The jacuzzi is cold-ish. I find this out when I show up in my underwear and bra with a towel around me and my entire crew greets me with diabolical grins, claiming it is perfect and I should hop right in. We sit in the tepid tub and laugh and laugh and laugh. If you choose a hotel based on a jacuzzi of course it will be cold. It’s like, the law.
There is nothing left to do but wait for Carrot and I do, sitting in my fake bathing suit on the tiny square of front lawn near the parking lot of our hotel, pretending to read my library book while I glance at the time every few minutes.
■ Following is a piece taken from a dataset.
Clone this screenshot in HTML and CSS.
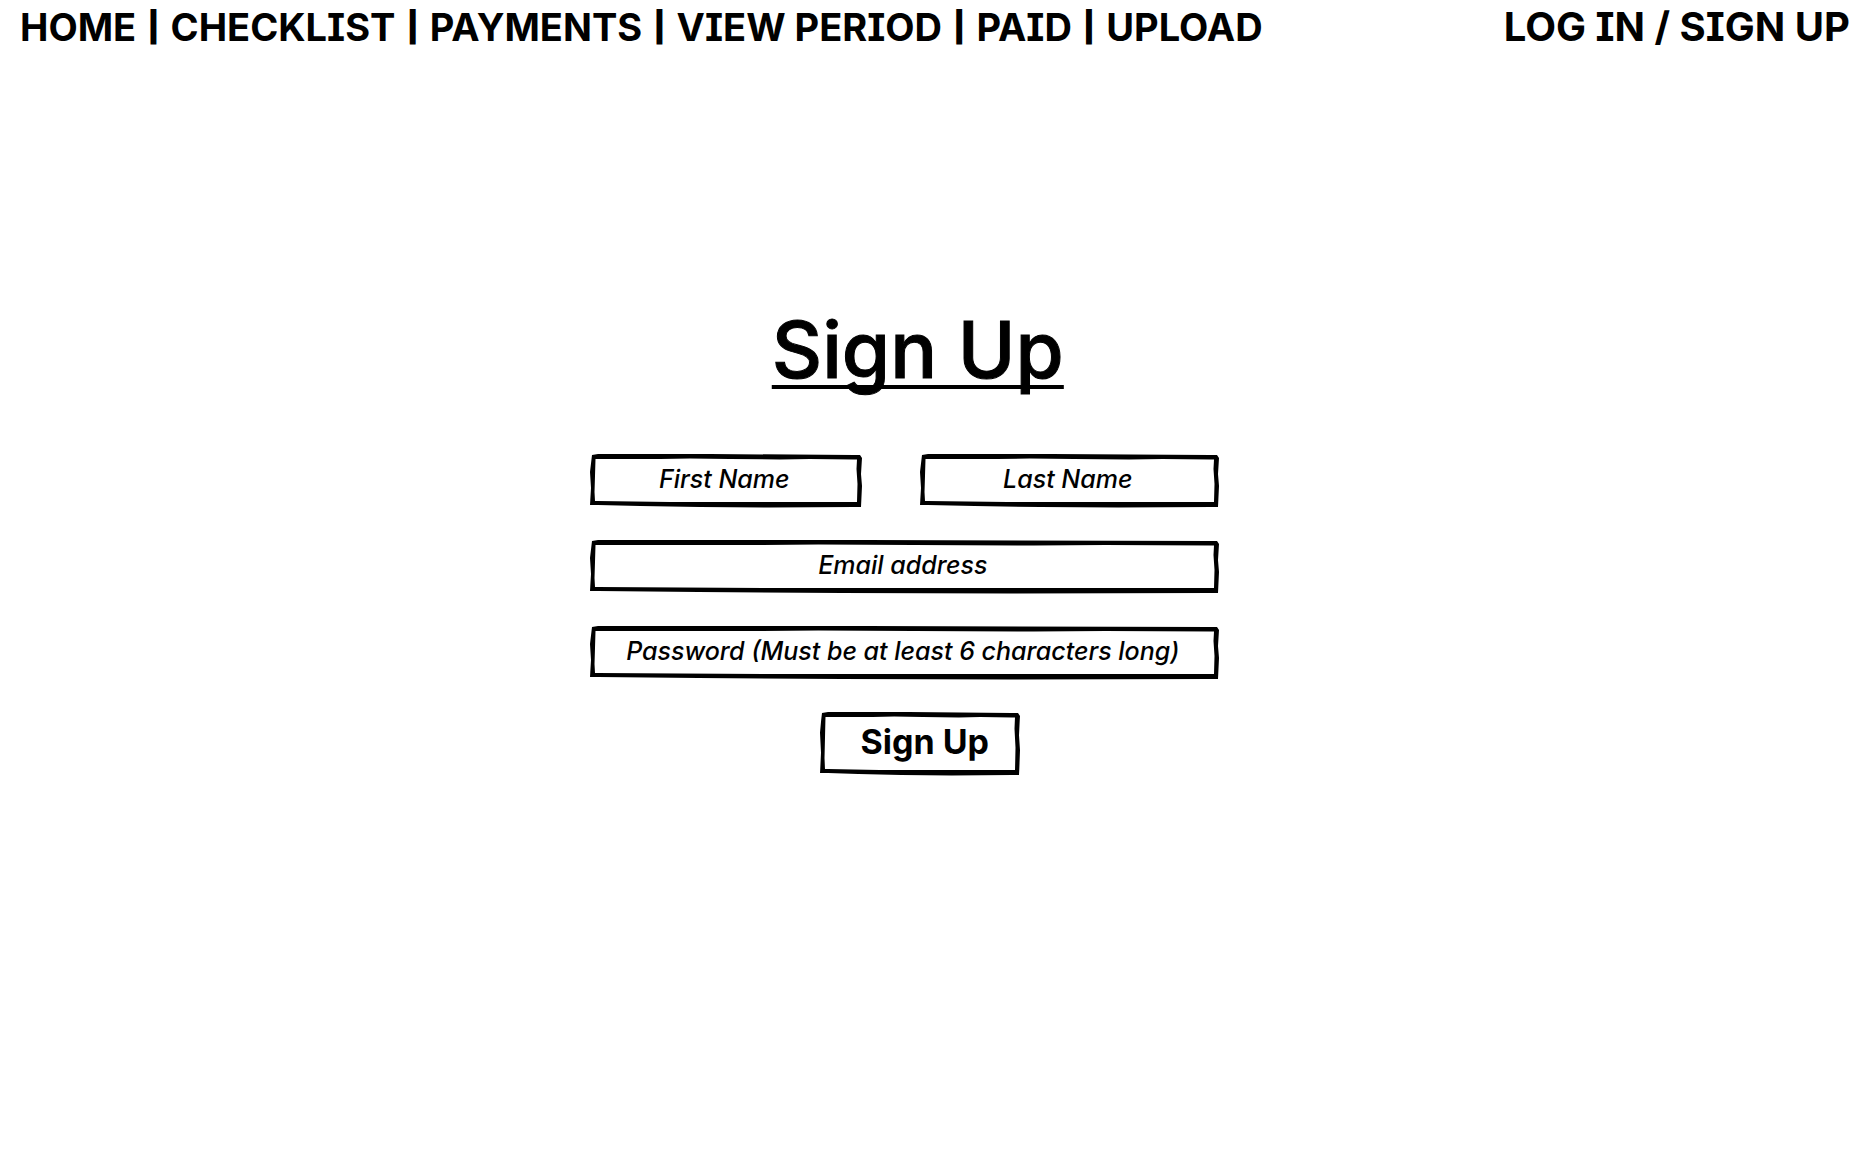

The sun sinks a bit in the sky and paints the parking lot golden. Carrot’s van rounds the corner of the lot, kicking up dust in its wake and I pop up and my knees scream in pain. I am undeterred in my enthusiasm, ecstatic that she has come from the Noatak River, to Kotzebue, to Fairbanks, to Portland, to Trout Lake, Washington. The tiny chihuahuas spring from the van, jumping and hopping and yelping and licking like they do and Carrot runs straight out of the drivers seat and into my arms. I hug as tight as I can, and then I scoot closer, so my feet are in between her feet. Sometimes when I see her I can’t kiss her immediately, because there’s been so much longing, so much desire, so much unbridled emotion swimming around inside of me for weeks and it all feels like too much at once to just go in and put my face on her face. Instead I smell her hair and say “oh my god, hi.” into her neck. I can’t believe this person loves me, drove all this way to be with me.
Carrot produces five bottles of Polar sparkling water, a huge vat of spinach and kale with vegan ranch, four New Seasons hot woks, cold brew coffee, unsweetened almond milk, baked tofu, gluten free bread and a gigantic watermelon. You know, real life foods, complete with all of their originally possessed waters. In the absence of a knife, I filet the whole melon open using my spork and proceed to fall into sweet hydrating fruit heaven, a place where I eat and eat and eat my watermelon and still it is cold and bright and pink and above all, abundant. I fucking love watermelon. I never want this one to end.